I was so freaked out at my first appointment, but it was amazing. It was exactly what I needed to light a fire under me. I think what made the biggest difference was how seriously she took me and my writing. She asked me the tough questions, why did I want to be a writer? What was I interested in writing? Not only that, she told me what I needed to hear. I was good. My idea was good. (Not that she didn't have plenty of constructive criticism - God knows I needed it!) and after that I was hooked. I worked feverishly on my manuscript, tried to meet with her once a month, took her classes on personal essay writing, editing and publishing. I learned the most important lesson any budding writer could learn - the art of editing.

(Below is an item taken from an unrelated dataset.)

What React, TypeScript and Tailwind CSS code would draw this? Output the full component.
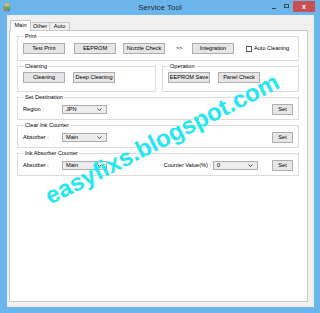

I'd always thought that all great writers were great from the moment they'd clasped their pens, but it's not true. You have to be willing to write badly before you can write well. As Margaret Atwood once said, "If I waited for perfection, I would never write a word." And ain't that the truth.
It was because of the Writer in Residence that I started submitting personal essays to magazines, and it was because I was brave enough to send my writing into the void that I was brave enough to apply for a Food Writer position with VerbNews. And on the night of my highest honour yet as a writer, they gave me the job. It was on that night, that I was a featured writer in Writers in Progress. What's that? Well, every year at the end of their residency, the Writer in Residence in our program asks ten of the many, many people they work with (in my case over two hundred and fifty) to share a piece of their work at Writers in Progress. I was one of the lucky few granted that honour, and I couldn't have been prouder. My moment in the sun was made even more glorious by the news that I'd been chosen for the job as Food Writer (based solely on my writing sample) and I was over the moon.
And on Friday the 13th, of all the strange days for such an occurrence, my first article was published. It's nothing amazing, just a small four hundred word review of a restaurant, but it was a victory of epic proportions for me. I'm a published writer. I have my foot in the door, and I'm not pulling it out to save my life. Instead, I plan on having the rest of me walking through it, and I'll have the first draft of my new novel done by the end of the month to prove it. As the great author Alice Kuipers once said, "There's no point in spending your life in the pursuit of something that's easy." Amen, sister. Amen.